A necessidade de mostrar uma virilidade invencível é catastrófica, mesmo para crianças, como no caso de Close, em que Remi se coloca nesse local de vulnerabilidade mas não é correspondido e nem acolhido. Enquanto isso, Leo o bloqueia e se auto-bloqueia, com seus medos, inseguranças e desejos de mostrar quem é, tudo isso reprimido por essa masculinidade.
A morte de Remi, dessa forma tão violenta e cruel, nos mostra exatamente como esse conjunto de comportamentos imposto aos meninos em formação, – e, claro, homens adultos – é extremamente perigoso para a sanidade mental e integridade física, tornando a vida questionável.

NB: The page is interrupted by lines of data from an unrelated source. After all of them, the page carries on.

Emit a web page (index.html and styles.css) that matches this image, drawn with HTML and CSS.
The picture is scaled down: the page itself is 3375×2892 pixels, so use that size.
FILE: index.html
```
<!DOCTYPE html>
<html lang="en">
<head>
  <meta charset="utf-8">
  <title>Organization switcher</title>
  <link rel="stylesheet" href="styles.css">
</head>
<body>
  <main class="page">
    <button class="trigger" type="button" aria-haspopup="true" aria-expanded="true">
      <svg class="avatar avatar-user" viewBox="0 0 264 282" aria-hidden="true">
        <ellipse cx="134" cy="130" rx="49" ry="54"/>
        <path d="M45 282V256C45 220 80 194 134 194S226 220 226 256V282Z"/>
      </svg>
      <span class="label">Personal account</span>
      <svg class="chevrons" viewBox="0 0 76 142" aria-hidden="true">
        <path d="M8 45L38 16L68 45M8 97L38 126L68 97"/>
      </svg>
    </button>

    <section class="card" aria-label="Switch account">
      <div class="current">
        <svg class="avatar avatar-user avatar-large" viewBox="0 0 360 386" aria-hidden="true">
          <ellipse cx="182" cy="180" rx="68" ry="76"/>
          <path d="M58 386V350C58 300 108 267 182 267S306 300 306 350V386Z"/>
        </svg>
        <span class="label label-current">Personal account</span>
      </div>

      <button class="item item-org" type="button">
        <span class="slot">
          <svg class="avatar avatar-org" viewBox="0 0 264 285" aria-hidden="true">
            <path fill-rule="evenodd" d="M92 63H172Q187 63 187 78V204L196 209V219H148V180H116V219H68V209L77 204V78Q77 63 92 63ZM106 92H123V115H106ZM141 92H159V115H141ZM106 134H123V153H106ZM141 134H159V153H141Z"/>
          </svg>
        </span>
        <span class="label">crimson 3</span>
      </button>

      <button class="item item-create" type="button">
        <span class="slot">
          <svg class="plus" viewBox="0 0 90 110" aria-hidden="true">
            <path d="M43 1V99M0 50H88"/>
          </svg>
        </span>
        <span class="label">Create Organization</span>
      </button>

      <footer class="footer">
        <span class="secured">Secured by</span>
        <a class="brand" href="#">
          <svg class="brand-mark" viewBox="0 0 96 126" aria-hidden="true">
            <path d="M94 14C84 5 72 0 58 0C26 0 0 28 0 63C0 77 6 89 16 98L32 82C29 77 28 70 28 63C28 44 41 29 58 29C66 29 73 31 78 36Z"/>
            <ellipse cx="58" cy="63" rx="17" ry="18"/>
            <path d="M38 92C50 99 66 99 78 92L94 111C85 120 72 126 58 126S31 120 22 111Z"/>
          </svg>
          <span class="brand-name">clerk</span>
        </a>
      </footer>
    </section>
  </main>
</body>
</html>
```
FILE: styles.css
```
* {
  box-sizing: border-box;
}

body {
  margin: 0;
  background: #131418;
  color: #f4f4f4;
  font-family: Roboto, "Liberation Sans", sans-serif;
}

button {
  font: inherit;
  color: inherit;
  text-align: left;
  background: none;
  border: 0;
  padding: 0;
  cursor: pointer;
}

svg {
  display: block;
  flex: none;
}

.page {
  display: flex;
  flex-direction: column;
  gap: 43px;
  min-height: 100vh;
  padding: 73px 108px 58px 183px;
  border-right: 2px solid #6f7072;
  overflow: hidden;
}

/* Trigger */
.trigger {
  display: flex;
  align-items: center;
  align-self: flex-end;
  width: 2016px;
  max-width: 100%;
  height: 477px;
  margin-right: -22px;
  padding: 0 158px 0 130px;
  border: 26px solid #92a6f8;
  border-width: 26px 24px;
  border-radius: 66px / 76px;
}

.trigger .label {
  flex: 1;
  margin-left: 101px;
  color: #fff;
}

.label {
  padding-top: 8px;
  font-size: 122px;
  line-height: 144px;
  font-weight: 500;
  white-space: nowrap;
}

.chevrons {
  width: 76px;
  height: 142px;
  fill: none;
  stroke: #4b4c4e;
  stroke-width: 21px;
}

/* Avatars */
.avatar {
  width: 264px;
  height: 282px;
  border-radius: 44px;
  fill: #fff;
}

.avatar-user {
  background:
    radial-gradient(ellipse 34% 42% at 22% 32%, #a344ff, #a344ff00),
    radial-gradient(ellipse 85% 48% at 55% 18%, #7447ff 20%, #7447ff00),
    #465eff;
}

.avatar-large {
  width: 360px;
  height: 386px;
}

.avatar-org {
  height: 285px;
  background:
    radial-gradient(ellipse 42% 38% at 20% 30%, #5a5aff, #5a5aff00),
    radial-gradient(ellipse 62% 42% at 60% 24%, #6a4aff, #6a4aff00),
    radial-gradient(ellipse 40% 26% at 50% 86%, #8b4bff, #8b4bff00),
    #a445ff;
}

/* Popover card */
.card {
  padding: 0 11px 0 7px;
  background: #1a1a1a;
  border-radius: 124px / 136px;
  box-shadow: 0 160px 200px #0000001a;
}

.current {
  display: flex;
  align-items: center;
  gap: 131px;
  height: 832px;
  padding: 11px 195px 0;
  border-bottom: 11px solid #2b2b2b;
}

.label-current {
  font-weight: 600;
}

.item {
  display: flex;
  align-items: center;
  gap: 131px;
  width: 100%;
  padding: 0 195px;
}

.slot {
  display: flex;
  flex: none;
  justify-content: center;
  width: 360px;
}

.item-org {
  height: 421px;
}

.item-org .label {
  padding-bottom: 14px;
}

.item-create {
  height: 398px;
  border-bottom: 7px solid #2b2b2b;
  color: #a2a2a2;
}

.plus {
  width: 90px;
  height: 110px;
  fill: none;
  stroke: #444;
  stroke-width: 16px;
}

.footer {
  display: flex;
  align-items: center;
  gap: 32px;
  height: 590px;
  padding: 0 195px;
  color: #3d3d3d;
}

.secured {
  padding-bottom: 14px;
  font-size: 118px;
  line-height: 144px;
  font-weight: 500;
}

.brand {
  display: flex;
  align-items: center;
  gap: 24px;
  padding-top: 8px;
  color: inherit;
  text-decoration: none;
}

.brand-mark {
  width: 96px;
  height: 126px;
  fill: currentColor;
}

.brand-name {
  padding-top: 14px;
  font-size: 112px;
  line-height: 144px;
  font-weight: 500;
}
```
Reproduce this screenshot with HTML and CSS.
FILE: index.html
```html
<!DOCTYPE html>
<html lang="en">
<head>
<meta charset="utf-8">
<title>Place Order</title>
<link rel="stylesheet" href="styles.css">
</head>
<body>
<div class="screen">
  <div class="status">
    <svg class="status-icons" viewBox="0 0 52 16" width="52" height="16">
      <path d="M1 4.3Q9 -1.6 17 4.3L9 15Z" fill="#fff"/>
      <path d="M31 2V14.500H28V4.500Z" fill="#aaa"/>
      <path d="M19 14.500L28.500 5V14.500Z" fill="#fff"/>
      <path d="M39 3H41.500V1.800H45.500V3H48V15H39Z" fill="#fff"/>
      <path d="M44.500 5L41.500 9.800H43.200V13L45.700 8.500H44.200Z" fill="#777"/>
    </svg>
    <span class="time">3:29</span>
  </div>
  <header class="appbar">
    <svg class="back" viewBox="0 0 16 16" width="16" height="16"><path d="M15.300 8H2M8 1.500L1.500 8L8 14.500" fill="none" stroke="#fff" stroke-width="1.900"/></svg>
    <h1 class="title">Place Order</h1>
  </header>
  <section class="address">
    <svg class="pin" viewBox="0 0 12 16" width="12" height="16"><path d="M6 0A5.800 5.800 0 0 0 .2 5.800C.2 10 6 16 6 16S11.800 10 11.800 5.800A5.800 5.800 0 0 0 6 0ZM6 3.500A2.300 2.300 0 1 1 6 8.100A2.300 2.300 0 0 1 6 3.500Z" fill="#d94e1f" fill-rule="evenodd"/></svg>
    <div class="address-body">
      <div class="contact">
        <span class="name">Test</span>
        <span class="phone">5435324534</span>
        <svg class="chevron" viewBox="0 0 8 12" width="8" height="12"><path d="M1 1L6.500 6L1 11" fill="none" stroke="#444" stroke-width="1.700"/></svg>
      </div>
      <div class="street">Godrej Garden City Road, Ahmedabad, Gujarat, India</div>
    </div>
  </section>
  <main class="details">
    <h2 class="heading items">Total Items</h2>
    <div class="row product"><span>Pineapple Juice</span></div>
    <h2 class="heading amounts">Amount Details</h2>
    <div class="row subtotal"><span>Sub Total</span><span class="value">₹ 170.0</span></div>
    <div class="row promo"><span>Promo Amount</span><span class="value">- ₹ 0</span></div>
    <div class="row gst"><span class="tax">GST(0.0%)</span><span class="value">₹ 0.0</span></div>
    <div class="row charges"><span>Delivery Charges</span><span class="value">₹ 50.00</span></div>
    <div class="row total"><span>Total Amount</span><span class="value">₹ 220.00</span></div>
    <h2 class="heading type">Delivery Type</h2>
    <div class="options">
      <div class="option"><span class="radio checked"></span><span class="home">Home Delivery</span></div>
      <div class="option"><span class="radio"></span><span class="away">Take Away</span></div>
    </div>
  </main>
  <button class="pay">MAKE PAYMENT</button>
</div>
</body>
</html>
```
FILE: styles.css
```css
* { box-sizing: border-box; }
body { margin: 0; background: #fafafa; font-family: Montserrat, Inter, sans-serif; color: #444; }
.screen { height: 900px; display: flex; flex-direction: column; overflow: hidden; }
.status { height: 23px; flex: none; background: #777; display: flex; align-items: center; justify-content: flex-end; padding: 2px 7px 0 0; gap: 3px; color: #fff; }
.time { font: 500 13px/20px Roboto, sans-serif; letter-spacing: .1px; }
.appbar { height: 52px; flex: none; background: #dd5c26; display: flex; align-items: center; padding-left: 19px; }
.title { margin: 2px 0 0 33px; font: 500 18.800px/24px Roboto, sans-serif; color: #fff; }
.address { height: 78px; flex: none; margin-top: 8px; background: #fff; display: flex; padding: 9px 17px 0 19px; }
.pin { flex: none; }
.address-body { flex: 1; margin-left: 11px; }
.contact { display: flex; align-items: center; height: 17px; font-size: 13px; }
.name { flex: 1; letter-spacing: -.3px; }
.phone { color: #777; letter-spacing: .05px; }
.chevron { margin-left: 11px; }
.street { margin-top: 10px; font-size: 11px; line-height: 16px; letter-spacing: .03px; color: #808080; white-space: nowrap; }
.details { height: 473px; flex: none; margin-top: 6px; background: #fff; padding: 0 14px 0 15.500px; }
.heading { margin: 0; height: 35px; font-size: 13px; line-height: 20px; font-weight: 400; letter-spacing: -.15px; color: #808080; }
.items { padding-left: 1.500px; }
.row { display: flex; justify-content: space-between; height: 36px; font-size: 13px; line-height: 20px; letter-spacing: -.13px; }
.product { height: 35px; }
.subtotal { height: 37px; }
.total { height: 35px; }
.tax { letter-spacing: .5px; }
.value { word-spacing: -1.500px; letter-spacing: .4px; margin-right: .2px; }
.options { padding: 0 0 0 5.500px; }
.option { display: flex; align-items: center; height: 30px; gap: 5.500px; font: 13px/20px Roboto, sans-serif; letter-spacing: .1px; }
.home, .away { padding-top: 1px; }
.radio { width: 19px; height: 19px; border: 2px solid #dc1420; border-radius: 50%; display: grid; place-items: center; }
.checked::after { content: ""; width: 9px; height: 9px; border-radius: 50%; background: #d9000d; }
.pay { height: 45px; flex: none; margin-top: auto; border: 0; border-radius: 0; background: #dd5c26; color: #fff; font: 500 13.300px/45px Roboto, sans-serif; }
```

O filme aborda a infância e início da adolescência mesclando o tema com a sexualidade, o que ainda é pouco falado. É interessante representações diversas para esse público, que está em um momento de descobertas intensas.
Serviços:
Classificação Indicativa: 12 anos (A12)
Gênero: Drama
Onde assistir: Mubi
Minha Classificação: Não indico o filme para crianças e adolescentes, ele trata de temas sensíveis como bullying e suicídio. Até mesmo para pessoas adultas, pode ser muito pesado ao tratar do processo de descoberta, sendo LGBTQIA+, e suas afetações.
Minha Classificação Indicativa: 16 anos (A16)
Gatilhos: o filme trata de suicício.